Since the sixteen million residents of Mexico are the nearest large body of people in a position to supply immigrants to the United States and ready to do so, a study of their composition is of the highest importance at the present time. Mexico at the time of the Spanish Conquest had seen the rise and fall of several relatively high native civilizations, and that of the Aztecs, which was destroyed by the Spaniards, had many noteworthy features. The combination of brutality and piety which dominated the conquerors led to the extermination as far as possible of every salient feature of the native culture. The country was, thereafter, exploited ruthlessly by the Spaniards, but the Spanish civilization, such as it was, did not succeed in establishing itself in this foreign soil. The history of the last four centuries has been a history of the gradual absorption of the foreigners by the Indian element. This is true alike of race and culture.
MEXICO CENTRAL AMERICA AND THE WEST INDIES
The large native population found here by the Spaniards was quickly reduced in numbers. A Spanish priest enumerates ten plagues which had decimated the people during his time, that is, during the first quarter of a century after the conquest. First the smallpox, brought by a Negro in one of Narvaez' ships. It is said to have destroyed more than half of the people in many of the provinces. The others were: the slaughter in the capture of Mexico City, the famine resulting from the widespread warfare; the abuses of overseers of the towns given in vassalage; the heavy tributes; the tremendous abuses in connection with the mines; the reconstruction of Mexico City by forced labor; the traffic in branded slaves; the abuses of transportation, with Indians as human beasts of burden; and the factional warfare among the Spaniards themselves, in which the Indians bore the brunt of the fighting. To these should be added particularly the other infectious diseases that the Spaniards introduced, such as tuberculosis and syphilis, as to which the aboriginal inhabitants had not the slightest immunity or resistance, through previous racial experience.
Under such conditions the native population of the hemisphere was probably reduced by 50 or 75 per cent in a few generations, and in the West Indies it was exterminated. Since then it has been steadily regaining ground on the mainland, though not in the islands, in many of which the Negro has replaced it.
The number of Spaniards who came at any time to Mexico is placed at 300,000 at the outside. Many of these certainly did not remain in the country and few of them brought their families. Under the conditions that existed in Mexico and the other conquered territories, it was universally recognized that the situation was not suitable for a white woman. While the Spanish Government encouraged men to take their wives out from Spain, few of them cared to do so, and probably most of the men who came to the colonies were unmarried. Spain put insuperable difficulties in the way of unmarried women who wanted to emigrate, so that Spanish women throughout the history of Mexico were few. The resulting population is therefore made up of the offspring of the Indians and of a few Spanish men mated to Indian women. Most of the Mexican population is still pure or nearly pure Indian. There is a considerable hybrid element which does most of the talking, and a negligible element that can be considered white in the strict sense of the term.
Mexican statistics commonly designate about 10 per cent of the population as white.
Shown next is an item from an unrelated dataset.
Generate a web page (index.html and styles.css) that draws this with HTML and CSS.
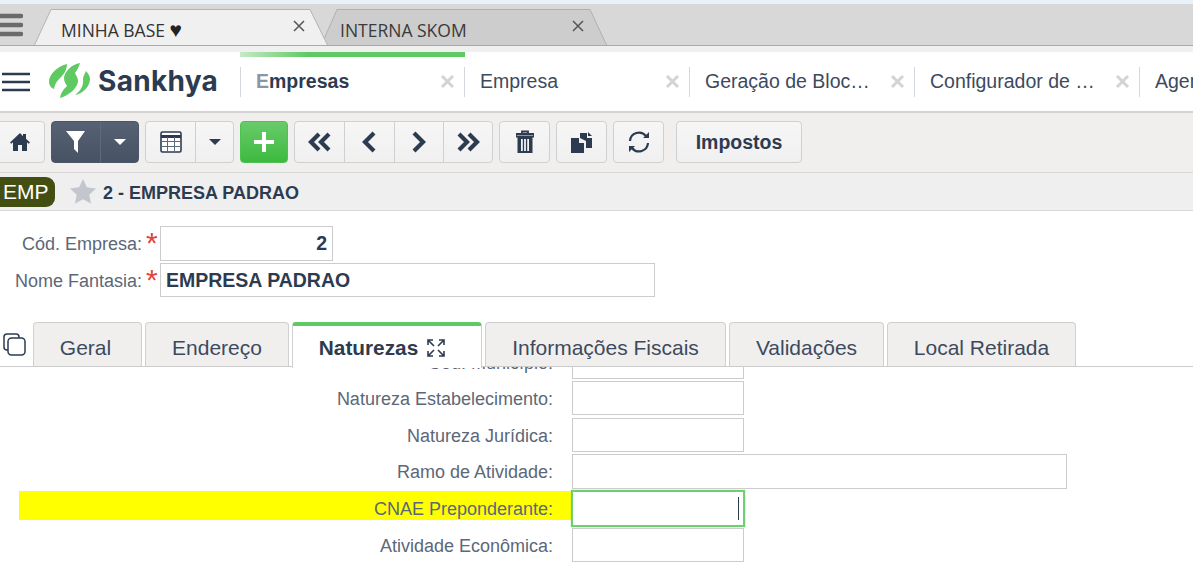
FILE: index.html
```html
<!DOCTYPE html>
<html lang="pt">
<head>
<meta charset="utf-8">
<title>Sankhya</title>
<link rel="stylesheet" href="styles.css">
</head>
<body>
<div class="topstrip"></div>
<div class="browser">
  <svg class="menu-icon" width="24" height="26" viewBox="0 0 24 26"><path d="M0 3h22M0 12h22M0 21h22" stroke="#6a6a6a" stroke-width="4.4" stroke-linecap="round"/></svg>
  <div class="btab btab-active">
    <svg class="btab-shape" width="296" height="38" viewBox="0 0 296 38" preserveAspectRatio="none"><path d="M1 37L18 .5H277L295 37Z" fill="#f0f0f0" stroke="#b4b4b4"/></svg>
    <span class="btab-label">MINHA BASE <span class="heart">♥</span></span>
    <svg class="btab-x" width="12" height="12" viewBox="0 0 12 12"><path d="M1 1l10 10M11 1L1 11" stroke="#555" stroke-width="1.500"/></svg>
  </div>
  <div class="btab btab-other">
    <svg class="btab-shape" width="288" height="38" viewBox="0 0 288 38" preserveAspectRatio="none"><path d="M1 37L17 .5H270L287 37Z" fill="#cdcdcd" stroke="#b0b0b0"/></svg>
    <span class="btab-label">INTERNA SKOM</span>
    <svg class="btab-x" width="12" height="12" viewBox="0 0 12 12"><path d="M1 1l10 10M11 1L1 11" stroke="#555" stroke-width="1.500"/></svg>
  </div>
</div>
<div class="subline"></div>

<header class="appbar">
  <svg class="hamb" width="28" height="20" viewBox="0 0 28 20"><path d="M0 2h28M0 10h28M0 18h28" stroke="#2d3b50" stroke-width="2.6"/></svg>
  <div class="logo">
    <svg width="42" height="38" viewBox="0 0 42 38"><path d="M18 2C9 4 0 12 0 20c0 3 2 6 5 7 1-6 4-9 8-13 3-3 5-8 5-12Z" fill="#5fc962"/><path d="M31 1C23 2 15 10 15 16c0 4 2 6 3 8-3 3-6 6-7 12 8-2 18-10 18-17 0-3-2-6-3-8 2-3 4-6 5-10Z" fill="#5fc962"/><path d="M37 9c-1 3-3 5-3 8 1 5-2 12-8 16 8-1 15-9 15-16 0-3-2-6-4-8Z" fill="#5fc962"/></svg>
    <span class="logo-text">Sankhya</span>
  </div>
  <nav class="apptabs">
    <div class="apptab apptab-active"><span class="apptab-label"><b class="fade">E</b>mpresas</span><svg class="apptab-x" width="15" height="15" viewBox="0 0 15 15"><path d="M2 2l11 11M13 2L2 13" stroke="#d4d4d4" stroke-width="3"/></svg></div>
    <div class="apptab"><span class="apptab-label">Empresa</span><svg class="apptab-x" width="15" height="15" viewBox="0 0 15 15"><path d="M2 2l11 11M13 2L2 13" stroke="#d4d4d4" stroke-width="3"/></svg></div>
    <div class="apptab"><span class="apptab-label">Geração de Bloc…</span><svg class="apptab-x" width="15" height="15" viewBox="0 0 15 15"><path d="M2 2l11 11M13 2L2 13" stroke="#d4d4d4" stroke-width="3"/></svg></div>
    <div class="apptab"><span class="apptab-label">Configurador de …</span><svg class="apptab-x" width="15" height="15" viewBox="0 0 15 15"><path d="M2 2l11 11M13 2L2 13" stroke="#d4d4d4" stroke-width="3"/></svg></div>
    <div class="apptab"><span class="apptab-label">Agenda</span></div>
  </nav>
</header>

<div class="toolbar">
  <div class="btn btn-home">
    <svg width="22" height="20" viewBox="0 0 22 20"><path d="M11 1L1 10.500l1.300 1.300L4 10.300V19h5v-6h4v6h5v-8.700l1.700 1.500 1.300-1.300-4-3.800V2h-3v2.200Z" fill="#2d3b50"/></svg>
  </div>
  <div class="btn-group btn-dark">
    <div class="seg seg-a"><svg width="20" height="23" viewBox="0 0 20 23"><path d="M0 0h19L12 10v12L8 18V10Z" fill="#fff"/></svg></div>
    <div class="seg seg-b"><span class="caret caret-w"></span></div>
  </div>
  <div class="btn-group">
    <div class="seg seg-c"><svg width="22" height="22" viewBox="0 0 22 22"><rect x="1" y="1" width="20" height="20" rx="1.500" fill="#fff" stroke="#2d3b50" stroke-width="1.600"/><path d="M1 5.500h20" stroke="#2d3b50" stroke-width="3"/><path d="M1 10.500h20M1 15.500h20M7.500 6v15M14.500 6v15" stroke="#5d6a7c"/></svg></div>
    <div class="seg seg-d"><span class="caret"></span></div>
  </div>
  <div class="btn btn-add">
    <svg width="22" height="22" viewBox="0 0 22 22"><path d="M11 1v20M1 11h20" stroke="#fff" stroke-width="4"/></svg>
  </div>
  <div class="btn-group">
    <div class="seg seg-n"><svg width="24" height="20" viewBox="0 0 24 20"><path d="M11 2L3 10l8 8M21 2l-8 8 8 8" fill="none" stroke="#2d3b50" stroke-width="4.200"/></svg></div>
    <div class="seg seg-n"><svg width="16" height="22" viewBox="0 0 16 22"><path d="M13 2L4 11l9 9" fill="none" stroke="#2d3b50" stroke-width="4.200"/></svg></div>
    <div class="seg seg-n"><svg width="16" height="22" viewBox="0 0 16 22"><path d="M3 2l9 9-9 9" fill="none" stroke="#2d3b50" stroke-width="4.200"/></svg></div>
    <div class="seg seg-n"><svg width="24" height="20" viewBox="0 0 24 20"><path d="M3 2l8 8-8 8M13 2l8 8-8 8" fill="none" stroke="#2d3b50" stroke-width="4.200"/></svg></div>
  </div>
  <div class="btn btn-icon">
    <svg width="18" height="24" viewBox="0 0 18 24"><path d="M0 4h18v2.500H0ZM6 4V1.500h6V4" fill="none" stroke="#2d3b50" stroke-width="1.800"/><path d="M1.500 7h15v16h-15ZM5 9v12h1.800V9ZM8.100 9v12h1.800V9ZM11.200 9v12H13V9Z" fill="#2d3b50" fill-rule="evenodd"/></svg>
  </div>
  <div class="btn btn-icon">
    <svg width="22" height="21" viewBox="0 0 22 21"><path d="M9 6V1h7v5h5v10h-6V9Z" fill="#2d3b50"/><path d="M17 0v4h4Z" fill="#2d3b50"/><path d="M0 6h8l0 5h5v10H0Z" fill="#2d3b50"/></svg>
  </div>
  <div class="btn btn-icon">
    <svg width="22" height="24" viewBox="0 0 22 24"><path d="M2 11a9 9 0 0 1 16-5M20 13a9 9 0 0 1-16 5" fill="none" stroke="#2d3b50" stroke-width="2.200"/><path d="M15 8h6V2ZM7 16H1v6Z" fill="#2d3b50"/></svg>
  </div>
  <div class="btn btn-text">Impostos</div>
</div>

<div class="crumb">
  <span class="pill">EMP</span>
  <svg class="star" width="26" height="25" viewBox="0 0 26 25"><path d="M13 0l3.900 8.300 9.100 1.100-6.700 6.300 1.800 9L13 20.200 4.900 24.700l1.800-9L0 9.400l9.100-1.100Z" fill="#c3c7cd"/></svg>
  <span class="crumb-title">2 - EMPRESA PADRAO</span>
</div>

<section class="head-form">
  <div class="hrow"><label class="hlabel">Cód. Empresa:</label><span class="req">*</span><div class="input input-code">2</div></div>
  <div class="hrow"><label class="hlabel">Nome Fantasia:</label><span class="req">*</span><div class="input input-name">EMPRESA PADRAO</div></div>
</section>

<div class="tabs">
  <svg class="copy-icon" width="24" height="24" viewBox="0 0 24 24"><rect x="6" y="6" width="17" height="17" rx="3.500" fill="none" stroke="#2d3b50" stroke-width="1.500"/><path d="M6 18H5a3 3 0 0 1-3-3V5a3 3 0 0 1 3-3h9a3 3 0 0 1 3 3v1" fill="none" stroke="#2d3b50" stroke-width="1.500"/></svg>
  <div class="tab t-geral">Geral</div>
  <div class="tab t-end">Endereço</div>
  <div class="tab tab-active t-nat">Naturezas
    <svg width="20" height="20" viewBox="0 0 20 20"><path d="M2 7V2h5M13 2h5v5M18 13v5h-5M7 18H2v-5M2 2l6 6M18 2l-6 6M18 18l-6-6M2 18l6-6" fill="none" stroke="#2d3b50" stroke-width="1.600"/></svg>
  </div>
  <div class="tab t-inf">Informações Fiscais</div>
  <div class="tab t-val">Validações</div>
  <div class="tab t-loc">Local Retirada</div>
</div>

<section class="panel">
  <div class="frow frow-clip"><label class="flabel">Cód. Município:</label><div class="finput"></div></div>
  <div class="frow frow-tall"><label class="flabel">Natureza Estabelecimento:</label><div class="finput"></div></div>
  <div class="frow"><label class="flabel">Natureza Jurídica:</label><div class="finput"></div></div>
  <div class="frow"><label class="flabel">Ramo de Atividade:</label><div class="finput finput-wide"></div></div>
  <div class="frow frow-focus"><label class="flabel flabel-mark">CNAE Preponderante:</label><div class="finput finput-focus"><span class="cursor"></span></div></div>
  <div class="frow"><label class="flabel">Atividade Econômica:</label><div class="finput"></div></div>
</section>
</body>
</html>
```
FILE: styles.css
```css
* { box-sizing: border-box; }
html, body { margin: 0; padding: 0; height: 564px; overflow: hidden; background: #fff; }
body { font-family: "Liberation Sans", Arial, sans-serif; color: #2d3b50; }

.topstrip { height: 4px; background: #eaf2f9; }
.browser {
  height: 42px; background: #d8d8d8; border-bottom: 1px solid #a9a9a9;
  display: flex; align-items: flex-end; overflow: hidden; position: relative;
}
.menu-icon { position: absolute; left: -1px; top: 9px; }
.btab { position: relative; height: 37px; margin-bottom: -1px; display: flex; align-items: center; font-family: "Open Sans", sans-serif; font-size: 17.500px; color: #333; }
.btab-shape { position: absolute; left: 0; top: 0; }
.btab-active { width: 296px; margin-left: 33px; z-index: 2; }
.btab-other { width: 288px; margin-left: -9px; color: #3a3a3a; }
.btab-label { position: relative; padding: 4px 0 0 28px; }
.btab-other .btab-label { padding-left: 20px; }
.heart { font-size: 21px; line-height: 20px; color: #222; }
.btab-x { position: absolute; top: 11px; }
.btab-active .btab-x { left: 260px; }
.btab-other .btab-x { left: 252px; }
.subline { height: 6px; background: #f0f0f0; }

.appbar { height: 61px; display: flex; align-items: stretch; background: #fff; border-bottom: 2px solid #d5d2d2; position: relative; }
.hamb { margin: 20px 0 0 2px; flex: none; }
.logo { display: flex; align-items: center; width: 210px; padding-left: 19px; flex: none; margin-bottom: 2px; }
.logo-text { font-family: Inter, sans-serif; font-weight: 700; font-size: 28px; margin-left: 7px; color: #2d3b50; letter-spacing: .3px; }
.apptabs { display: flex; }
.apptab { width: 225px; flex: none; position: relative; display: flex; align-items: center; justify-content: space-between; padding: 0 9px 0 16px; font-size: 19.500px; color: #3d4a5e; }
.apptab-active { width: 224px; }
.apptab::before { content: ""; position: absolute; left: 0; top: 15px; height: 30px; width: 1px; background: #d3d8de; }
.apptab-active::after { content: ""; position: absolute; left: 0; top: 0; width: 225px; height: 5px; background: linear-gradient(90deg, #c4ebc6, #5fca63 30%); }
.apptab-active .apptab-label { font-weight: 700; color: #2d3b50; }
.fade { color: #8b95a3; }
.apptab-x { flex: none; }

.toolbar { height: 60px; background: #f0efee; border-bottom: 1px solid #d6d6d6; display: flex; align-items: flex-start; padding: 8px 0 0 0; gap: 6px; margin-bottom: 0; }
.btn, .btn-group { height: 42px; border: 1px solid #d0d0d0; border-radius: 4px; background: linear-gradient(#f6f6f6, #f0f0f0); display: flex; align-items: center; justify-content: center; flex: none; }
.btn-home { width: 50px; margin-left: -5px; }
.btn-group { overflow: hidden; }
.btn-dark { background: linear-gradient(#566273, #475364); border-color: #4b5768; }
.seg { height: 100%; display: flex; align-items: center; justify-content: center; border-left: 1px solid #d0d0d0; }
.seg:first-child { border-left: 0; }
.btn-dark .seg { border-left-color: #5f6b7c; }
.seg-a { width: 48px; }
.seg-b { width: 38px; }
.seg-c { width: 49px; }
.seg-d { width: 38px; }
.seg-n { width: 49.250px; }
.caret { width: 0; height: 0; border: 6px solid transparent; border-top: 6px solid #2d3b50; border-bottom: 0; }
.caret-w { border-top-color: #fff; }
.btn-add { width: 48px; background: linear-gradient(#69cb6a, #3dba3f); border-color: #4fc052; }
.btn-icon { width: 51px; }
.btn-text { width: 126px; margin-left: 6px; font-weight: 700; font-size: 19.500px; color: #2d3b50; }

.crumb { height: 38px; background: #efefef; border-bottom: 1px solid #d8d8d8; display: flex; align-items: center; }
.pill { background: #434f12; color: #fff; font-size: 21px; height: 30px; line-height: 30px; padding: 0 0 0 3px; border-radius: 0 9px 9px 0; width: 55px; flex: none; }
.star { margin-left: 15px; }
.crumb-title { font-weight: 700; font-size: 18px; margin: 3px 0 0 7px; }

.head-form { height: 111px; background: #fff; padding-top: 15px; display: flex; flex-direction: column; gap: 2px; }
.hrow { display: flex; align-items: flex-start; height: 35px; }
.hlabel { width: 142px; text-align: right; font-size: 18px; color: #5c6778; line-height: 36px; flex: none; }
.req { width: 18px; padding-left: 4px; color: #e2443d; font-size: 30px; line-height: 34px; height: 35px; }
.input { border: 1px solid #ccc; background: #fff; font-weight: 700; font-size: 19.500px; line-height: 32px; color: #2d3b50; padding: 0 5px; }
.input-code { width: 173px; height: 35px; text-align: right; }
.input-name { width: 495px; height: 34px; }

.tabs { height: 45px; border-bottom: 1px solid #ccc; display: flex; align-items: flex-start; gap: 3px; padding-left: 33px; position: relative; margin-top: 0; }
.copy-icon { position: absolute; left: 2px; top: 10px; }
.tab { height: 44px; background: #f0efee; border: 1px solid #d0d0d0; border-bottom: 0; border-radius: 4px 4px 0 0; font-size: 21px; color: #3d4a5e; display: flex; align-items: center; justify-content: center; padding-top: 7px; flex: none; gap: 8px; }
.tab-active { height: 46px; background: #fff; border-top: 4px solid #5fca63; font-weight: 700; font-size: 20.800px; color: #2d3b50; position: relative; padding: 3px 9px 2px 0; }
.t-geral { width: 109px; padding-right: 4px; }
.t-end { width: 144px; }
.t-nat { width: 190px; }
.t-inf { width: 241px; }
.t-val { width: 155px; }
.t-loc { width: 189px; }

.panel { height: 198px; overflow: hidden; background: #fff; display: flex; flex-direction: column; }
.frow { display: flex; height: 36px; flex: none; align-items: flex-start; }
.frow-clip { margin-top: -22px; }
.frow-tall { height: 37px; }
.frow-focus { height: 38px; }
.flabel { width: 553px; text-align: right; font-size: 18px; color: #5c6778; line-height: 36px; flex: none; }
.finput { width: 172px; height: 34px; border: 1px solid #ccc; background: #fff; margin-left: 19px; flex: none; position: relative; }
.finput-wide { width: 495px; height: 35px; }
.flabel-mark { background: #ff0; margin-left: 19px; width: 553px; height: 29px; margin-top: 1px; padding-right: 19px; flex: none; }
.frow-focus .finput { margin-left: -1px; }
.finput-focus { width: 174px; height: 37px; border: 2px solid #6dd070; box-shadow: 0 0 1px #6dd070; }
.cursor { position: absolute; right: 4px; top: 5px; width: 1px; height: 23px; background: #2d3b50; }
```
But most of these have much Indian blood, and recent students doubt whether 3 per cent are properly to be described as white. Much of this genuine white element is in Mexico City, though the various states have their local and reputable white aristocracies, of which that in Yucatan is conspicuous for the maintenance of high standards of racial integrity.
The Mexican revolution which began in 1810 dislodged the overseas Spanish and substituted exploitation by the local hybrid group. Since then the general trend has been toward the rise to control of the Indians. The last period of revolution, which began in 1910 and may be said to be still in progress, has been marked by attempts to take away from the hybrid oligarchy the immense land properties which it had obtained and to distribute them to the Indians. While this has met with many difficulties, and has been realized only to a small extent, it has been at least the avowed objective of most of the revolutionists in the past two or three decades.
During recent years there has been a glorification of the Mexican Indian and his culture by North American writers. No doubt the Mexican Indian is well suited to his environment, and his traditional habits are well suited to him. This does not mean, however, that either has any important contribution to make to the United States which would be realized by a northward mass migration of agricultural and industrial serfs. On the contrary, the Mexican immigration to the United States, which is made up overwhelmingly of the poorer Indian element, has brought nothing but disadvantages. It has created, particularly in the Southwestern States, an exploited peasant class unconformable with the principles of American civilization. This population, neither physically nor mentally up to the prevailing standards, is producing a large contribution to the future American race, since every one of its numerous children born in the States becomes an American citizen by birth.